● **Exercise**: Give back the records below exactly, every one, with no pictures.

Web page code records
# # # # # # #

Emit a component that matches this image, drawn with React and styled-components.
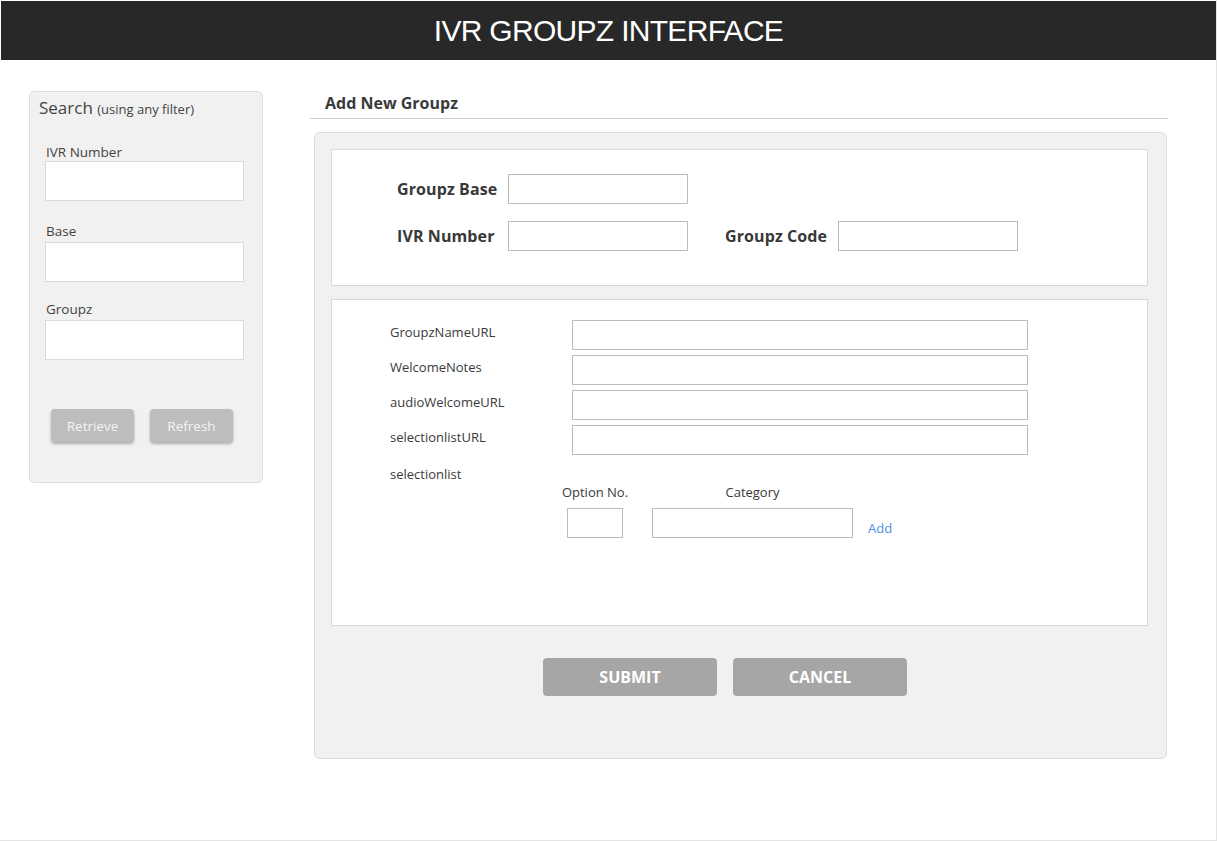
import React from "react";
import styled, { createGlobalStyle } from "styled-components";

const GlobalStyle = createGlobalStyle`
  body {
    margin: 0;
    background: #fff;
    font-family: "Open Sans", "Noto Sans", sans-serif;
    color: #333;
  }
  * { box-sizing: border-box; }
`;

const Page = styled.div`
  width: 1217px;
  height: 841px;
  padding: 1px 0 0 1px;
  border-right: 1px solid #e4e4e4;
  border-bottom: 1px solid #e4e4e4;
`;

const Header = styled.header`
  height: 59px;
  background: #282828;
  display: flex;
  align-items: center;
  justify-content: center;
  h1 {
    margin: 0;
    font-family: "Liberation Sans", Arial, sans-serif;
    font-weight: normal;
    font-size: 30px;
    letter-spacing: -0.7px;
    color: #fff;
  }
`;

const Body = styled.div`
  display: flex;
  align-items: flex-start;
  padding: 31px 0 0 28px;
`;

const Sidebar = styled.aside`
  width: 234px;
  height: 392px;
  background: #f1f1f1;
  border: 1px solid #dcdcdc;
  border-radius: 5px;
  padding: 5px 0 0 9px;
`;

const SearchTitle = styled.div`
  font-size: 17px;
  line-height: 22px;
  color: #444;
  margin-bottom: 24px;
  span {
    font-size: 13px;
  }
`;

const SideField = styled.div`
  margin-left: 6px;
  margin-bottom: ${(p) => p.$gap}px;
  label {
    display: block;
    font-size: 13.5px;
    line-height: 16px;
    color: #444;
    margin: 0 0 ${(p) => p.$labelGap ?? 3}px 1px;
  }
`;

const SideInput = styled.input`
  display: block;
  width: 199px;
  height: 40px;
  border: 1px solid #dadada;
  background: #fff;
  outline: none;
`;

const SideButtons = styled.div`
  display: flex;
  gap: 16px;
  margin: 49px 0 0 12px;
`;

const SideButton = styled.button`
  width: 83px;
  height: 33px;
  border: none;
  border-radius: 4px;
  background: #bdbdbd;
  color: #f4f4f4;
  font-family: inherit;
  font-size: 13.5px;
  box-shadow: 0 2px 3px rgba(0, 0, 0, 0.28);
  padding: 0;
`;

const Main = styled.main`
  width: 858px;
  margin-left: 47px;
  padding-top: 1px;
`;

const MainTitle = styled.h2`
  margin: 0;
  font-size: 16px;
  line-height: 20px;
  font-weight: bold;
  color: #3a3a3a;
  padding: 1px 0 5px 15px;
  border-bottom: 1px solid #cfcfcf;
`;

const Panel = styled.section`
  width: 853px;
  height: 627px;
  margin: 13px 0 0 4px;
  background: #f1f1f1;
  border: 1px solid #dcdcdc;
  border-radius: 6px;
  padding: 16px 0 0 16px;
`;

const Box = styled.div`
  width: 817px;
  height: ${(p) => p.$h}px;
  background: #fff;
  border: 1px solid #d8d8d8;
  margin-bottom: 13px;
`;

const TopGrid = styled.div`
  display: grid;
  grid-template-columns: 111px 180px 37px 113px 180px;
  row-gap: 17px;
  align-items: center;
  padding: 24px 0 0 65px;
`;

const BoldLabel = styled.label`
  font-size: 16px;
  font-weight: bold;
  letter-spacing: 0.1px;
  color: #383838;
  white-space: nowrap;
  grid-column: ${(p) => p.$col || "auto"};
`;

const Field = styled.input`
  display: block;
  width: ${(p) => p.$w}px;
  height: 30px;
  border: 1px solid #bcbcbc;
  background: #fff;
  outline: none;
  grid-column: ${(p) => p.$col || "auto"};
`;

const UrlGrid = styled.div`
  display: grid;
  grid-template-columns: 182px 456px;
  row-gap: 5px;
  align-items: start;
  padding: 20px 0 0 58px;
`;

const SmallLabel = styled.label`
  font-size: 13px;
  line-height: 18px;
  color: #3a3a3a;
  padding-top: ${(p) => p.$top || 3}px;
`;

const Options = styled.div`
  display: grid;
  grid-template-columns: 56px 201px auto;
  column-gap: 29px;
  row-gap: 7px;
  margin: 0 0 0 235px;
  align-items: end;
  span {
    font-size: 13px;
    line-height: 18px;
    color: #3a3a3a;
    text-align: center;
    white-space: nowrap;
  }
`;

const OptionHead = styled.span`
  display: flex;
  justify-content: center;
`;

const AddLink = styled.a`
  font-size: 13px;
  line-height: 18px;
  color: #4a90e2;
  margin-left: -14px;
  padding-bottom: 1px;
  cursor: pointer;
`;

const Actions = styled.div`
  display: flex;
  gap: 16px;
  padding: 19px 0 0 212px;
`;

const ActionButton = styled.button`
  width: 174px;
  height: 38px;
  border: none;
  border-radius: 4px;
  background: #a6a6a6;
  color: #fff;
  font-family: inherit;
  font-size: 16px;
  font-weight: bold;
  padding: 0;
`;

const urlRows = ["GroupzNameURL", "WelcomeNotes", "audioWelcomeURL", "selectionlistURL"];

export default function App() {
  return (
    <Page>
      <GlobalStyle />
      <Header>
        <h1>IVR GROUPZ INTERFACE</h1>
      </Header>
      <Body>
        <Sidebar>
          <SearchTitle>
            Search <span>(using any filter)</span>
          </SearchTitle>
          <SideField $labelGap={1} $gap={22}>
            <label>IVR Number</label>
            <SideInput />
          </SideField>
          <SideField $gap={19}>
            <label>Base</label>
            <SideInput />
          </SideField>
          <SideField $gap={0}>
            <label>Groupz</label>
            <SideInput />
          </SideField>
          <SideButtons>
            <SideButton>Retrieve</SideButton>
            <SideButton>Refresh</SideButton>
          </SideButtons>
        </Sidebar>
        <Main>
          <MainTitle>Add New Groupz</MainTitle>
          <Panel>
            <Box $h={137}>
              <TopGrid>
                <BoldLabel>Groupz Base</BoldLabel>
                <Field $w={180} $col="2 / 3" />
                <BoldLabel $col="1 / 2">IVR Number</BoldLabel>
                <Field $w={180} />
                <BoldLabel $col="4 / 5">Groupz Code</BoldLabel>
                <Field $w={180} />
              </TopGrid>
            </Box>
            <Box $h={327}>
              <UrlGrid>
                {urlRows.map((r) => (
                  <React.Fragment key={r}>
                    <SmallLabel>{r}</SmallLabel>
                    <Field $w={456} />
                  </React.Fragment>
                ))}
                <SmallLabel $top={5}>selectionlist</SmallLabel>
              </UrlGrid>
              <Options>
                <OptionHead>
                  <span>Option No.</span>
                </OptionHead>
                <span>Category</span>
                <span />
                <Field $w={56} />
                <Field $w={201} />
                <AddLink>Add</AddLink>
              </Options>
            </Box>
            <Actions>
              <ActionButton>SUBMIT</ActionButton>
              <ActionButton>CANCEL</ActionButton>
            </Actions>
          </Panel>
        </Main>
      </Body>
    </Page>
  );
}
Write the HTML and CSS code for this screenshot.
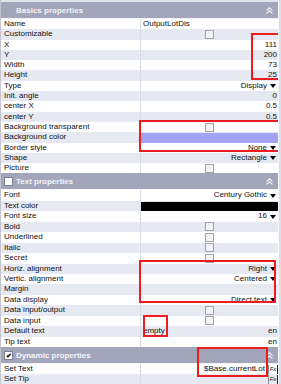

# # # # # # #

● **Result of this task**:
Emit a component that matches this image, drawn with React and styled-components.
import React from "react";
import styled, { createGlobalStyle } from "styled-components";

const GlobalStyle = createGlobalStyle`
  body {
    margin: 0;
    background: #fff;
    font-family: "Open Sans", "Noto Sans", sans-serif;
    color: #333;
  }
  * { box-sizing: border-box; }
`;

const Page = styled.div`
  width: 1217px;
  height: 841px;
  padding: 1px 0 0 1px;
  border-right: 1px solid #e4e4e4;
  border-bottom: 1px solid #e4e4e4;
`;

const Header = styled.header`
  height: 59px;
  background: #282828;
  display: flex;
  align-items: center;
  justify-content: center;
  h1 {
    margin: 0;
    font-family: "Liberation Sans", Arial, sans-serif;
    font-weight: normal;
    font-size: 30px;
    letter-spacing: -0.7px;
    color: #fff;
  }
`;

const Body = styled.div`
  display: flex;
  align-items: flex-start;
  padding: 31px 0 0 28px;
`;

const Sidebar = styled.aside`
  width: 234px;
  height: 392px;
  background: #f1f1f1;
  border: 1px solid #dcdcdc;
  border-radius: 5px;
  padding: 5px 0 0 9px;
`;

const SearchTitle = styled.div`
  font-size: 17px;
  line-height: 22px;
  color: #444;
  margin-bottom: 24px;
  span {
    font-size: 13px;
  }
`;

const SideField = styled.div`
  margin-left: 6px;
  margin-bottom: ${(p) => p.$gap}px;
  label {
    display: block;
    font-size: 13.5px;
    line-height: 16px;
    color: #444;
    margin: 0 0 ${(p) => p.$labelGap ?? 3}px 1px;
  }
`;

const SideInput = styled.input`
  display: block;
  width: 199px;
  height: 40px;
  border: 1px solid #dadada;
  background: #fff;
  outline: none;
`;

const SideButtons = styled.div`
  display: flex;
  gap: 16px;
  margin: 49px 0 0 12px;
`;

const SideButton = styled.button`
  width: 83px;
  height: 33px;
  border: none;
  border-radius: 4px;
  background: #bdbdbd;
  color: #f4f4f4;
  font-family: inherit;
  font-size: 13.5px;
  box-shadow: 0 2px 3px rgba(0, 0, 0, 0.28);
  padding: 0;
`;

const Main = styled.main`
  width: 858px;
  margin-left: 47px;
  padding-top: 1px;
`;

const MainTitle = styled.h2`
  margin: 0;
  font-size: 16px;
  line-height: 20px;
  font-weight: bold;
  color: #3a3a3a;
  padding: 1px 0 5px 15px;
  border-bottom: 1px solid #cfcfcf;
`;

const Panel = styled.section`
  width: 853px;
  height: 627px;
  margin: 13px 0 0 4px;
  background: #f1f1f1;
  border: 1px solid #dcdcdc;
  border-radius: 6px;
  padding: 16px 0 0 16px;
`;

const Box = styled.div`
  width: 817px;
  height: ${(p) => p.$h}px;
  background: #fff;
  border: 1px solid #d8d8d8;
  margin-bottom: 13px;
`;

const TopGrid = styled.div`
  display: grid;
  grid-template-columns: 111px 180px 37px 113px 180px;
  row-gap: 17px;
  align-items: center;
  padding: 24px 0 0 65px;
`;

const BoldLabel = styled.label`
  font-size: 16px;
  font-weight: bold;
  letter-spacing: 0.1px;
  color: #383838;
  white-space: nowrap;
  grid-column: ${(p) => p.$col || "auto"};
`;

const Field = styled.input`
  display: block;
  width: ${(p) => p.$w}px;
  height: 30px;
  border: 1px solid #bcbcbc;
  background: #fff;
  outline: none;
  grid-column: ${(p) => p.$col || "auto"};
`;

const UrlGrid = styled.div`
  display: grid;
  grid-template-columns: 182px 456px;
  row-gap: 5px;
  align-items: start;
  padding: 20px 0 0 58px;
`;

const SmallLabel = styled.label`
  font-size: 13px;
  line-height: 18px;
  color: #3a3a3a;
  padding-top: ${(p) => p.$top || 3}px;
`;

const Options = styled.div`
  display: grid;
  grid-template-columns: 56px 201px auto;
  column-gap: 29px;
  row-gap: 7px;
  margin: 0 0 0 235px;
  align-items: end;
  span {
    font-size: 13px;
    line-height: 18px;
    color: #3a3a3a;
    text-align: center;
    white-space: nowrap;
  }
`;

const OptionHead = styled.span`
  display: flex;
  justify-content: center;
`;

const AddLink = styled.a`
  font-size: 13px;
  line-height: 18px;
  color: #4a90e2;
  margin-left: -14px;
  padding-bottom: 1px;
  cursor: pointer;
`;

const Actions = styled.div`
  display: flex;
  gap: 16px;
  padding: 19px 0 0 212px;
`;

const ActionButton = styled.button`
  width: 174px;
  height: 38px;
  border: none;
  border-radius: 4px;
  background: #a6a6a6;
  color: #fff;
  font-family: inherit;
  font-size: 16px;
  font-weight: bold;
  padding: 0;
`;

const urlRows = ["GroupzNameURL", "WelcomeNotes", "audioWelcomeURL", "selectionlistURL"];

export default function App() {
  return (
    <Page>
      <GlobalStyle />
      <Header>
        <h1>IVR GROUPZ INTERFACE</h1>
      </Header>
      <Body>
        <Sidebar>
          <SearchTitle>
            Search <span>(using any filter)</span>
          </SearchTitle>
          <SideField $labelGap={1} $gap={22}>
            <label>IVR Number</label>
            <SideInput />
          </SideField>
          <SideField $gap={19}>
            <label>Base</label>
            <SideInput />
          </SideField>
          <SideField $gap={0}>
            <label>Groupz</label>
            <SideInput />
          </SideField>
          <SideButtons>
            <SideButton>Retrieve</SideButton>
            <SideButton>Refresh</SideButton>
          </SideButtons>
        </Sidebar>
        <Main>
          <MainTitle>Add New Groupz</MainTitle>
          <Panel>
            <Box $h={137}>
              <TopGrid>
                <BoldLabel>Groupz Base</BoldLabel>
                <Field $w={180} $col="2 / 3" />
                <BoldLabel $col="1 / 2">IVR Number</BoldLabel>
                <Field $w={180} />
                <BoldLabel $col="4 / 5">Groupz Code</BoldLabel>
                <Field $w={180} />
              </TopGrid>
            </Box>
            <Box $h={327}>
              <UrlGrid>
                {urlRows.map((r) => (
                  <React.Fragment key={r}>
                    <SmallLabel>{r}</SmallLabel>
                    <Field $w={456} />
                  </React.Fragment>
                ))}
                <SmallLabel $top={5}>selectionlist</SmallLabel>
              </UrlGrid>
              <Options>
                <OptionHead>
                  <span>Option No.</span>
                </OptionHead>
                <span>Category</span>
                <span />
                <Field $w={56} />
                <Field $w={201} />
                <AddLink>Add</AddLink>
              </Options>
            </Box>
            <Actions>
              <ActionButton>SUBMIT</ActionButton>
              <ActionButton>CANCEL</ActionButton>
            </Actions>
          </Panel>
        </Main>
      </Body>
    </Page>
  );
}
Write the HTML and CSS code for this screenshot.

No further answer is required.